Mit gespitztem Bleistift und gezückter Kamera will ich gerade meinen Platz im Schatten beziehen, als mir jemand ein blaues Trikot zuwirft: «Wir bräuchten dringend noch eine Mitspielerin!» Am letzten Tag des heissen Juni treffen sich auf der Sportanlage Hardhof in Zürich-Altstetten der FC Religionen und der FC Kantonsrat Zürich zum traditionellen Fussballspiel. Während der FC Religionen sich bereits auf dem Rasen einläuft, müssen sich die Gegner noch sortieren. Die Zürcher Kantonsräte scheuen zwar keine noch so hitzige Debatte im Ratssaal, auf den Fussballplatz bei über 30 Grad haben es aber von 180 Mitgliedern nur 10 geschafft. Da muss im Notfall auch eine Pfarrblattredaktorin genügen.

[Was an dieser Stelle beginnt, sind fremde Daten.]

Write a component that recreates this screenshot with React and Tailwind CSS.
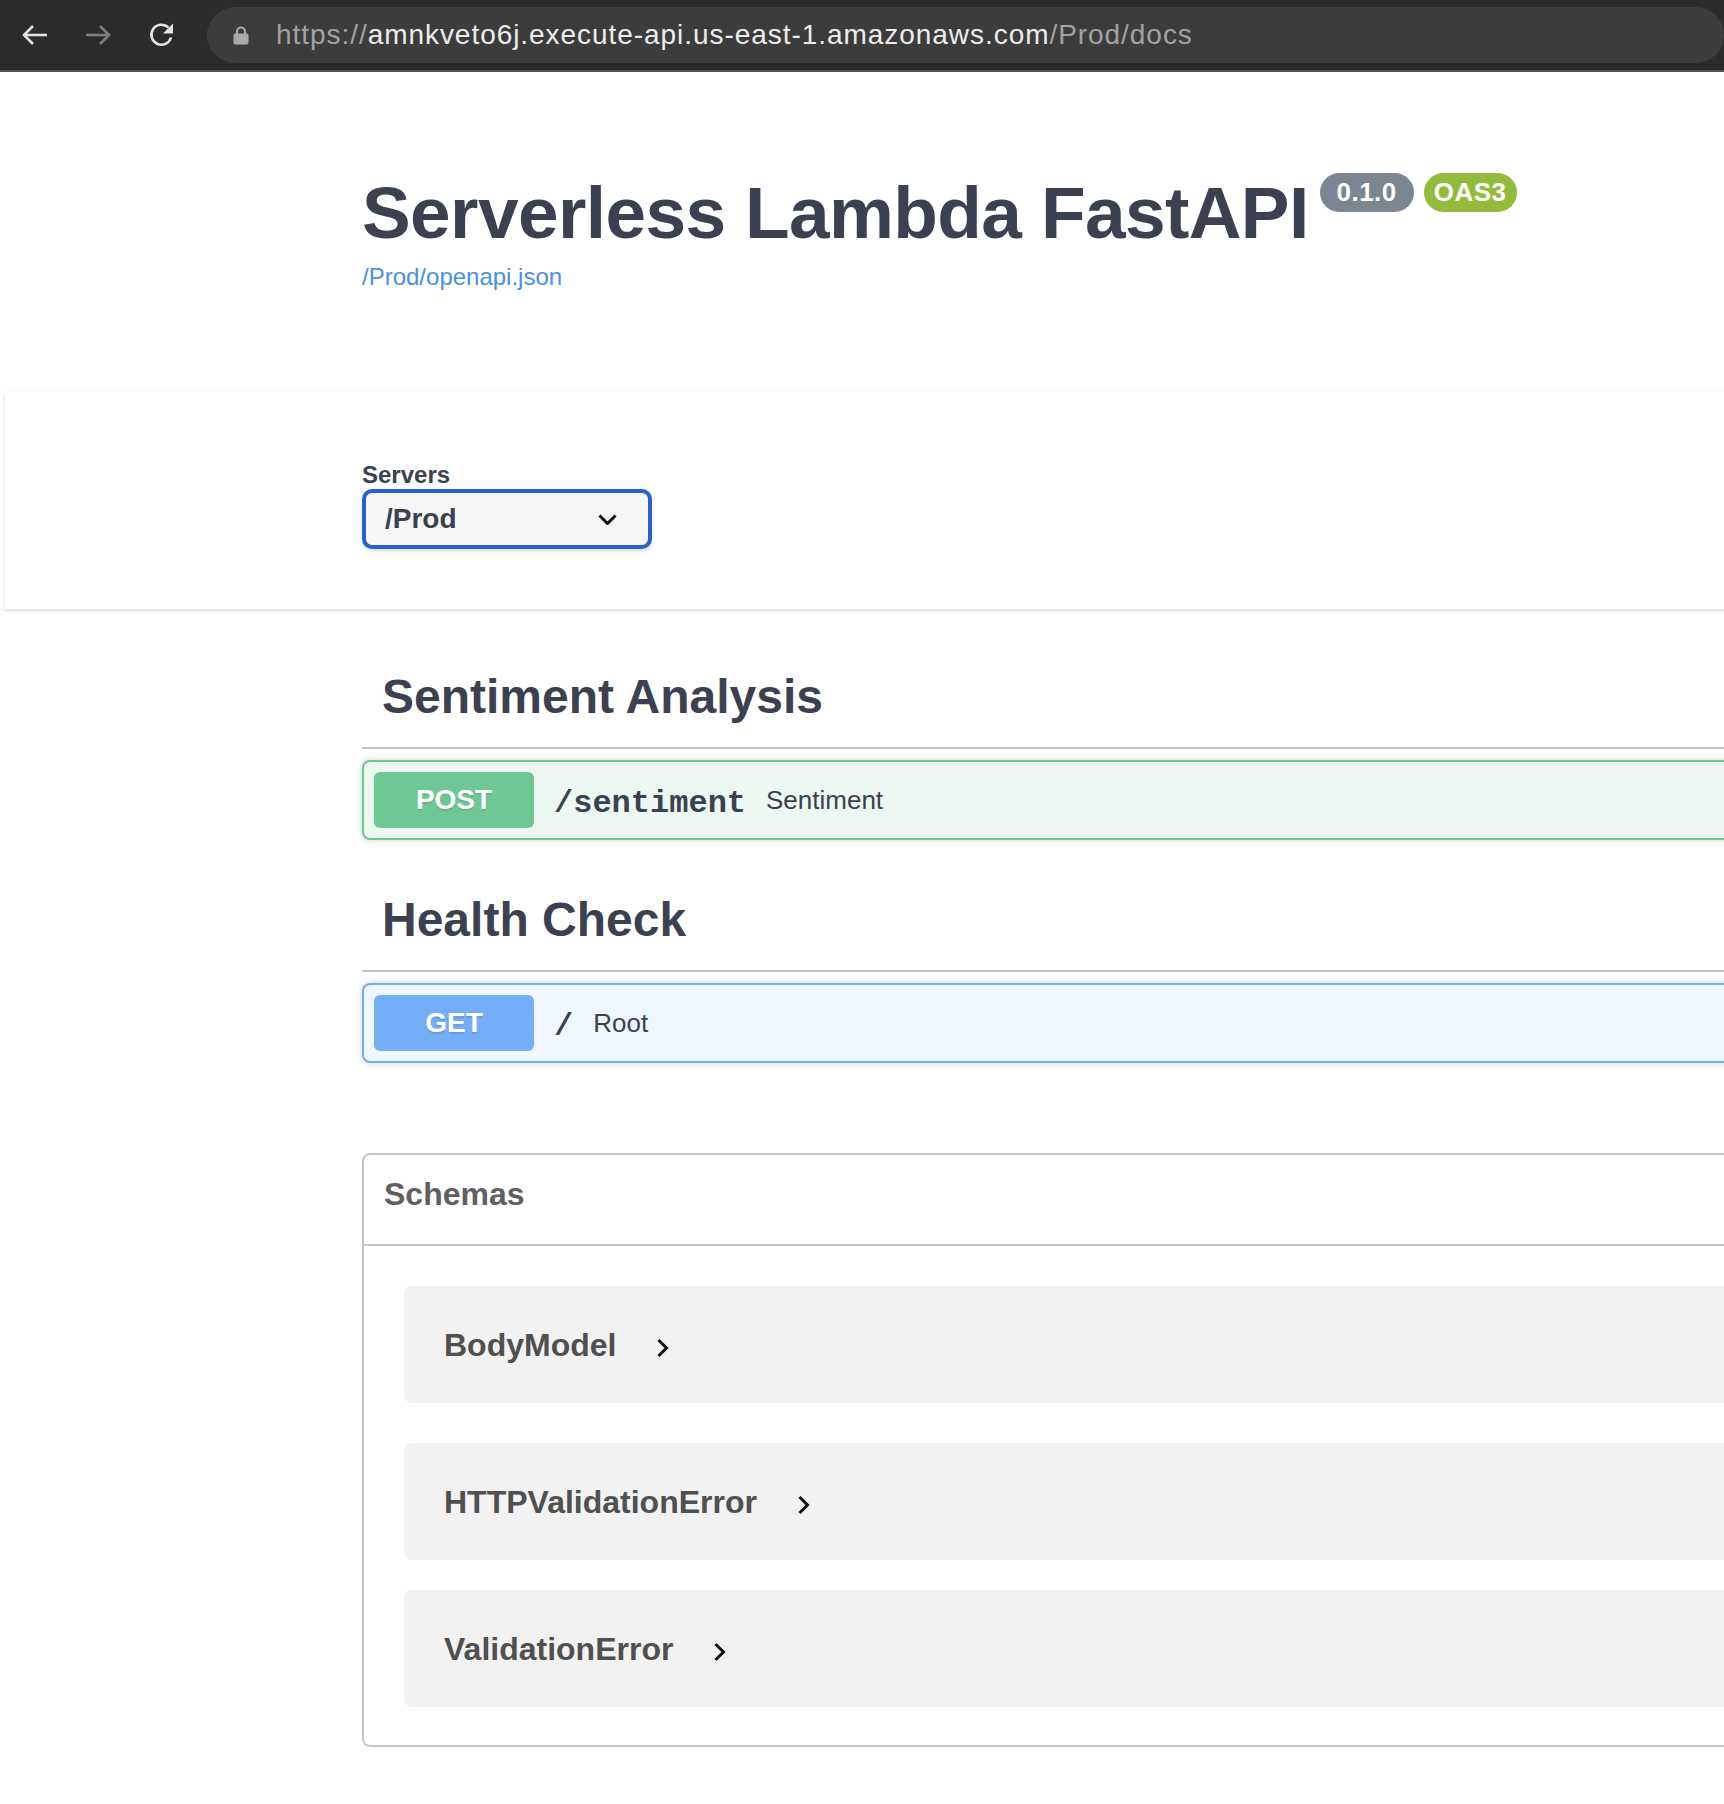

Die Idee, ein multireligiöses Fussballteam auf die Beine zu stellen, hatte Christoph Sigrist, damals Pfarrer am Grossmünster, anlässlich der Europameisterschaft 2008. Felix Reich, Chefredaktor von «reformiert.» stiess 2012 zum Team. Seither organisiert er die Trainings und Spiele. Vor dem Anpfiff versammeln sich alle um den Mittelkreis. «In dieser Zeit, die den interreligiösen Dialog vor Herausforderungen stellt, wollen wir ein Zeichen für den Zusammenhalt setzen», sagt Felix Reich, «wir lassen uns nicht spalten.» Beide Teams halten vereint eine Schweigeminute und ein stilles Gebet für den Frieden. Dann eröffnet Christoph Sigrist als Schiedsrichter das Spiel. Die Partie ist ausgeglichen und die Freude am gemeinsamen Spiel offensichtlich. Beide Teams haben einen aufmerksamen Goalie, so dass das erste Tor erst nach 15 Minuten fällt. 1:0 für den FC Religionen. Der Kantonsrat kämpft sich zwar immer wieder vors gegnerische Tor, ist dort aber noch zu wenig organisiert und damit zu wenig gefährlich. Wenn der FC Religionen den Ball erwischt, geht es rascher: zwei, drei Pässe und Schuss aufs Tor. 3:0 steht es zur Halbzeit.
Fussball dreht die Prioritäten um: Das Spiel ist die Hauptsache und macht alles andere zur Nebensache. Ob der Mitspieler andere politische Ansichten vertritt oder andere religiöse Gebote befolgt, spielt keine Rolle. Man hat das gleiche Ziel, befolgt die gleichen Regeln, gewinnt oder verliert gemeinsam. Einer, der da ist, wenn man eine Anspielstation braucht, ist Gold wert. Der FC Religionen harmoniert an diesem Abend ein wenig besser als seine Konkurrenten. Es ist spürbar, dass die Spieler sich kennen und einander vertrauen. Weil die Seelsorger, Imame und Kirchenjournalistinnen und -journalisten auch offensiv mehr Durchschlagskraft haben, steht es beim Abpfiff 4:1 für den FC Religionen. Beim FC Kantonsrat trauern einige den verpassten Chancen und fehlenden Zentimetern nach – aber nur kurz. Sie sind es sich von Amtes wegen gewohnt, Rückschläge einzustecken und bei Bedarf die Taktik anzupassen. Die nächste Gelegenheit kommt bestimmt.
Beim Zusammensein mit gemeinsamem Nachtessen vor der Cafeteria gehen die Gespräche über Religions- und Parteigrenzen hinweg, einer der Kantonsräte heckt mit einem Pfarrer ein gemeinsames Projekt aus. Gäbe es den FC Religionen nicht, man müsste ihn erfinden.